QUINN: You know, we get to a certain point in our careers and the way that you describe what it is that you do might just as well be described, at least in some respects as AFAB, you know, “anything for a buck.” I say that because you develop all these skills and they translate into so many different areas and it’ll be exciting to see which direction you go in. And I’ll tell you if at any point in time you ever write an op-ed or want to get your views out there you have have a welcome place at IPWatchdog. I’d love to publish what you’re working on and thinking about. So please keep that in mind.

POOLEY: Well, that’s very kind of you to say. I have to say, too, Gene, I think we’re all very, very lucky to be involved in the industry and the profession that we’re in. I think intellectual property is not just a hot item that’s exciting because of the froth around it. Yes it’s so dynamic that every transaction, every new issue is different. But quite frankly it’s the terrific people that we get to work with in this community that makes this profession so rewarding. And I think we all should feel pretty privileged for that.

QUINN: I do. You know, you go to these events and I just genuinely enjoy going to as many as I can. I can’t go to as many as I’d like to, but you look around and I agree, there are genuinely good people in our industry. And that extends to the innovators too. I know one year at the National Hall of Fame induction ceremony I was having dinner at the table with the gentleman who invented Prozac. There are just enormously accomplished individuals in our industry.

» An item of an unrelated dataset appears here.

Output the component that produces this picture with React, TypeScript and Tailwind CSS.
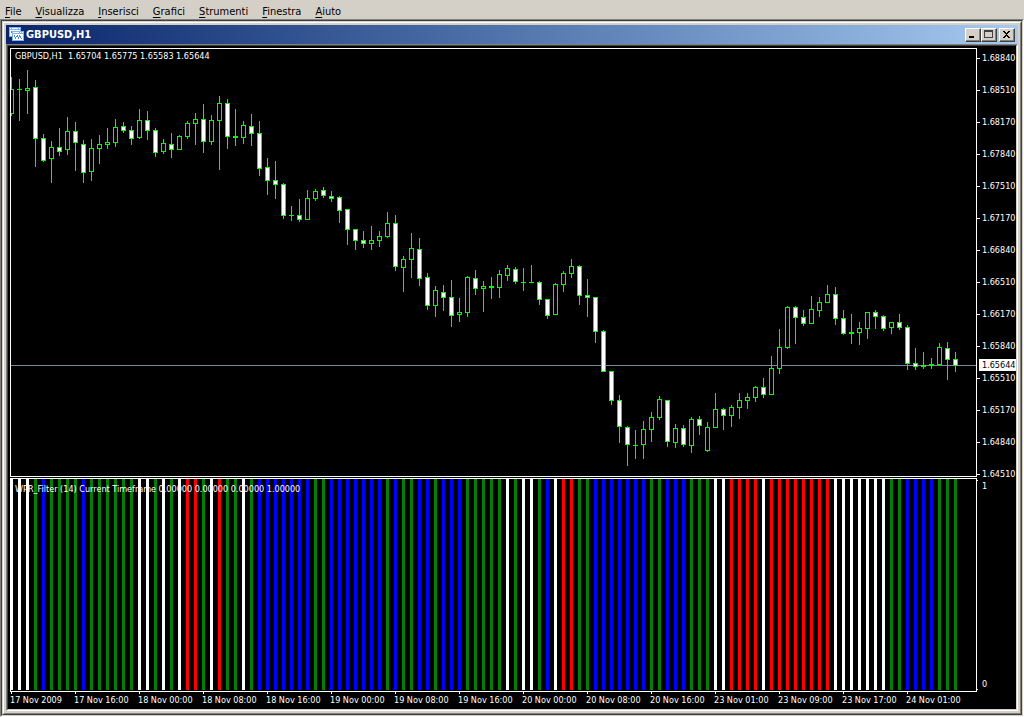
import React from 'react';

const STEP = 8;
const PANE_TOP = 49;
const BID_Y = 365;

type Candle = [high: number, low: number, top: number, bottom: number, bearish: number];

const CANDLES: Candle[] = [
  [77, 116, 89, 114, 0], [79, 121, 89, 90, 0], [70, 114, 88, 91, 0], [80, 167, 87, 139, 1],
  [134, 162, 138, 161, 1], [141, 183, 147, 159, 0], [128, 156, 147, 152, 1], [117, 155, 131, 150, 0],
  [122, 171, 131, 143, 1], [140, 183, 144, 173, 1], [139, 181, 148, 172, 0], [135, 164, 144, 149, 0],
  [128, 149, 142, 145, 0], [119, 147, 127, 143, 0], [122, 133, 126, 131, 1], [126, 145, 130, 139, 1],
  [109, 139, 120, 138, 0], [111, 140, 120, 131, 1], [128, 157, 130, 153, 1], [139, 154, 143, 152, 0],
  [133, 158, 144, 150, 1], [135, 150, 136, 150, 0], [121, 139, 123, 137, 0], [113, 145, 119, 124, 0],
  [104, 153, 119, 142, 1], [115, 145, 120, 142, 0], [96, 170, 103, 121, 0], [99, 149, 103, 137, 1],
  [109, 146, 136, 138, 0], [121, 144, 125, 138, 0], [114, 146, 126, 134, 1], [121, 176, 133, 169, 1],
  [158, 195, 167, 181, 1], [161, 199, 180, 185, 1], [183, 219, 184, 216, 1], [206, 221, 215, 216, 0],
  [199, 222, 215, 220, 1], [190, 220, 198, 220, 0], [189, 201, 191, 199, 0], [187, 198, 190, 196, 1],
  [191, 202, 196, 199, 1], [196, 223, 197, 211, 1], [209, 245, 209, 230, 1], [229, 250, 229, 241, 1],
  [231, 248, 240, 244, 1], [226, 250, 240, 244, 0], [231, 247, 236, 241, 0], [212, 238, 223, 237, 0],
  [215, 271, 223, 267, 1], [256, 292, 259, 268, 0], [233, 278, 248, 260, 0], [238, 286, 249, 279, 1],
  [273, 310, 277, 306, 1], [286, 317, 290, 306, 0], [285, 311, 292, 298, 1], [280, 327, 297, 316, 1],
  [298, 322, 312, 315, 0], [276, 317, 277, 313, 0], [270, 295, 278, 289, 1], [281, 312, 286, 289, 0],
  [277, 299, 286, 288, 0], [270, 298, 274, 288, 0], [265, 281, 268, 276, 0], [267, 284, 269, 282, 1],
  [268, 291, 282, 283, 0], [265, 283, 282, 283, 0], [281, 305, 282, 300, 1], [299, 319, 299, 316, 1],
  [283, 315, 284, 315, 0], [271, 292, 273, 285, 0], [259, 278, 266, 274, 0], [265, 305, 266, 296, 1],
  [279, 317, 295, 298, 1], [297, 343, 297, 332, 1], [330, 372, 331, 372, 1], [371, 405, 371, 401, 1],
  [395, 443, 400, 427, 1], [426, 466, 427, 445, 1], [430, 459, 445, 446, 0], [421, 459, 429, 445, 0],
  [412, 442, 417, 430, 0], [396, 420, 399, 418, 0], [400, 447, 400, 442, 1], [424, 448, 428, 443, 0],
  [425, 447, 428, 445, 1], [417, 453, 419, 446, 0], [416, 435, 419, 426, 1], [422, 452, 427, 451, 0],
  [393, 428, 409, 428, 0], [408, 430, 409, 416, 1], [405, 427, 407, 416, 0], [393, 419, 400, 408, 0],
  [393, 409, 397, 401, 0], [386, 402, 387, 398, 0], [378, 398, 387, 395, 1], [356, 395, 368, 395, 0],
  [329, 374, 347, 369, 0], [306, 349, 307, 348, 0], [306, 344, 307, 318, 1], [310, 326, 317, 324, 1],
  [296, 324, 309, 324, 0], [297, 317, 302, 311, 0], [285, 303, 294, 303, 0], [287, 325, 294, 319, 1],
  [310, 335, 318, 334, 1], [314, 344, 332, 334, 0], [322, 345, 328, 333, 0], [312, 339, 312, 329, 0],
  [310, 329, 312, 317, 1], [315, 331, 316, 329, 1], [322, 334, 322, 328, 0], [314, 330, 322, 328, 1],
  [325, 370, 327, 364, 1], [348, 370, 363, 367, 1], [352, 369, 365, 367, 0], [358, 369, 364, 366, 0],
  [343, 365, 347, 365, 0], [342, 380, 348, 360, 1], [352, 372, 359, 366, 1],
];

// one letter per candle: White, Green, Blue, Red
const FILTER =
  'WWWGBGGGGBGGGGGGWWGWGWRRGWRGGWGBBBBBBBGG' +
  'BBBBBBBGBGGBBGBBBGGGGGWGWWGBWRRGGBBBBBBB' +
  'GGBBBGGGWWRRRRWRRRRRRRRWWWWWWWGGBBBBGGG';

const FILTER_COLORS: Record<string, string> = {
  W: '#ffffff',
  G: '#008000',
  B: '#0000ff',
  R: '#ff0000',
};

const MENU = ['File', 'Visualizza', 'Inserisci', 'Grafici', 'Strumenti', 'Finestra', 'Aiuto'];

const PRICES = [
  '1.68840', '1.68510', '1.68170', '1.67840', '1.67510', '1.67170', '1.66840',
  '1.66510', '1.66170', '1.65840', '1.65510', '1.65170', '1.64840', '1.64510',
];

const TIMES = [
  '17 Nov 2009', '17 Nov 16:00', '18 Nov 00:00', '18 Nov 08:00', '18 Nov 16:00',
  '19 Nov 00:00', '19 Nov 08:00', '19 Nov 16:00', '20 Nov 00:00', '20 Nov 08:00',
  '20 Nov 16:00', '23 Nov 01:00', '23 Nov 09:00', '23 Nov 17:00', '24 Nov 01:00',
];

function MenuBar() {
  return (
    <nav className="flex h-[19px] items-center gap-3.5 pt-1 pl-[5px] text-[11px] leading-4 text-black">
      {MENU.map((item) => (
        <button key={item} type="button">
          <span className="underline underline-offset-2">{item[0]}</span>
          {item.slice(1)}
        </button>
      ))}
    </nav>
  );
}

function ChartIcon() {
  return (
    <svg width="15" height="15" viewBox="0 0 15 15" shapeRendering="crispEdges" aria-hidden="true">
      <rect x="0" y="0" width="12" height="10" fill="#7fb2f5" />
      <rect x="1" y="3" width="10" height="6" fill="#ffffff" />
      <path d="M1 1h1v1h-1zM3 1h6v1h-6zM10 1h1v1h-1z" fill="#ffffff" />
      <path d="M2 4h1v2h-1zM3 6h1v1h-1z" fill="#4a86e0" />
      <rect x="3" y="4" width="12" height="10" fill="#7fb2f5" />
      <rect x="4" y="7" width="10" height="6" fill="#ffffff" />
      <path d="M4 5h6v1h-6zM11 5h1v1h-1zM13 5h1v1h-1z" fill="#ffffff" />
      <path d="M5 8h1v2h-1zM6 10h1v2h-1zM7 9h1v1h-1zM8 8h1v2h-1zM9 10h1v2h-1zM10 8h1v2h-1zM11 9h1v2h-1zM12 11h1v1h-1z" fill="#4a86e0" />
    </svg>
  );
}

function WindowButton({ label, children }: { label: string; children: React.ReactNode }) {
  return (
    <button
      type="button"
      aria-label={label}
      className="h-3.5 w-4 border border-t-white border-l-white border-r-[#404040] border-b-[#404040] bg-[#d4d0c8]"
    >
      <svg
        width="14"
        height="12"
        viewBox="0 0 14 12"
        shapeRendering="crispEdges"
        className="border-r border-b border-[#808080]"
      >
        {children}
      </svg>
    </button>
  );
}

function TitleBar() {
  return (
    <header className="flex h-[19px] items-center bg-linear-to-r from-[#0a246a] to-[#a6caf0] pr-[3px] pl-[3px]">
      <ChartIcon />
      <h1 className="ml-0.5 flex-1 text-[11px] leading-4 font-bold text-white">GBPUSD,H1</h1>
      <WindowButton label="Minimize">
        <rect x="3" y="8" width="6" height="2" fill="#000" />
      </WindowButton>
      <WindowButton label="Maximize">
        <path d="M2 1h10v9h-10zM3 3v6h8v-6z" fill="#404040" fillRule="evenodd" />
      </WindowButton>
      <div className="ml-0.5 flex">
        <WindowButton label="Close">
          <path
            d="M3 2h2v1h1v1h2v-1h1v-1h2v1h-1v1h-1v1h-1v2h1v1h1v1h1v1h-2v-1h-1v-1h-2v1h-1v1h-2v-1h1v-1h1v-1h1v-2h-1v-1h-1v-1h-1z"
            fill="#000"
          />
        </WindowButton>
      </div>
    </header>
  );
}

function CandleShape({ candle, x }: { candle: Candle; x: number }) {
  const [high, low, top, bottom, bearish] = candle;
  const height = bottom - top;
  return (
    <g>
      <rect x={x} y={high - PANE_TOP} width={1} height={low - high} fill="#00ff00" />
      <rect x={x - 2} y={top - PANE_TOP} width={5} height={height} fill="#00ff00" />
      {height > 2 && (
        <rect
          x={x - 1}
          y={top - PANE_TOP + 1}
          width={3}
          height={height - 2}
          fill={bearish ? '#ffffff' : '#000000'}
        />
      )}
    </g>
  );
}

function PricePane() {
  return (
    <section className="flex min-h-[429px] flex-1">
      <div className="relative min-w-0 flex-1 border border-white">
        <svg className="absolute inset-0 h-full w-full" shapeRendering="crispEdges" aria-label="Candles">
          <rect x="0" y={BID_Y - PANE_TOP} width="100%" height="1" fill="#778899" />
          {CANDLES.map((candle, i) => (
            <CandleShape key={i} candle={candle} x={i * STEP} />
          ))}
        </svg>
        <p className="absolute top-px left-1 leading-3 whitespace-pre">
          {'GBPUSD,H1  1.65704 1.65775 1.65583 1.65644'}
        </p>
      </div>
      <div className="relative w-[39px]">
        <ul className="flex flex-col gap-[26px] pt-[7px]">
          {PRICES.map((price) => (
            <li key={price} className="flex h-1.5 items-center gap-0.5 leading-3">
              <span className="h-px w-[3px] bg-white" />
              {price}
            </li>
          ))}
        </ul>
        <span className="absolute top-[311px] right-0 left-0.5 bg-white pl-[3px] leading-3 text-black">
          1.65644
        </span>
      </div>
    </section>
  );
}

function FilterPane() {
  return (
    <section className="mt-px flex h-[214px]">
      <div className="relative min-w-0 flex-1 border border-white">
        <svg className="absolute inset-0 h-full w-full" shapeRendering="crispEdges" aria-label="WPR filter">
          {FILTER.split('').map((c, i) => (
            <rect key={i} x={i * STEP - 1} y="0" width="3" height="211" fill={FILTER_COLORS[c]} />
          ))}
        </svg>
        <p className="absolute top-1 left-1 leading-3 whitespace-pre">
          WPR_Filter (14) Current Timeframe 0.00000 0.00000 0.00000 1.00000
        </p>
      </div>
      <div className="flex w-[39px] gap-1 py-0.5 leading-3">
        <div className="flex flex-col justify-between">
          <span className="h-px w-px bg-white" />
          <span className="h-px w-px bg-white" />
        </div>
        <div className="flex flex-col justify-between">
          <span>1</span>
          <span>0</span>
        </div>
      </div>
    </section>
  );
}

function TimeAxis() {
  return (
    <ul className="flex h-[17px] overflow-hidden leading-3">
      {TIMES.map((time) => (
        <li key={time} className="w-16 shrink-0 whitespace-nowrap">
          <span className="ml-px block h-0.5 w-px bg-white" />
          {time}
        </li>
      ))}
    </ul>
  );
}

export default function App() {
  return (
    <div className="flex min-h-screen flex-col bg-[#d4d0c8] font-['DejaVu_Sans_Condensed','DejaVu_Sans',sans-serif]">
      <MenuBar />
      <main className="flex flex-1 flex-col border border-t-[#808080] border-r-white border-b-white border-l-[#808080]">
        <div className="flex flex-1 flex-col border border-t-[#404040] border-r-[#d4d0c8] border-b-[#d4d0c8] border-l-[#404040]">
          <div className="flex flex-1 flex-col border border-t-[#d4d0c8] border-r-[#404040] border-b-[#404040] border-l-[#d4d0c8]">
            <div className="flex flex-1 flex-col border border-t-white border-r-[#808080] border-b-[#808080] border-l-white p-0.5">
              <TitleBar />
              <div className="flex flex-1 flex-col border border-t-[#808080] border-r-white border-b-white border-l-[#808080]">
                <div className="flex flex-1 flex-col border border-t-[#404040] border-r-[#d4d0c8] border-b-[#d4d0c8] border-l-[#404040] bg-black pt-0.5 pl-0.5 text-[9px] text-white">
                  <PricePane />
                  <FilterPane />
                  <TimeAxis />
                </div>
              </div>
            </div>
          </div>
        </div>
      </main>
    </div>
  );
}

POOLEY: Klaus Schmiegel has a great sense of humor. He’s a wonderful fellow. And you know, I was active in the Hall for many years. One lovely story I’ll pass on here. Dave Kappos and I were sitting at a table with a man who was about to be recognized because his, either his father or his grandfather had invented the Phillips cross-head screw. He was from the Phillips Screw Company. And so we asked him, “So, wow, it’s been since the 30s that this innovation first appeared. Tell me, do you have any idea how many screws you have produced?” And the guy said, “Yeah, I do. Zero.” He said, “We realized early on that we couldn’t manufacture and sell these things ourselves. So from the very beginning we’ve licensed our patents to other companies to make the screws.” It was an interesting revelation.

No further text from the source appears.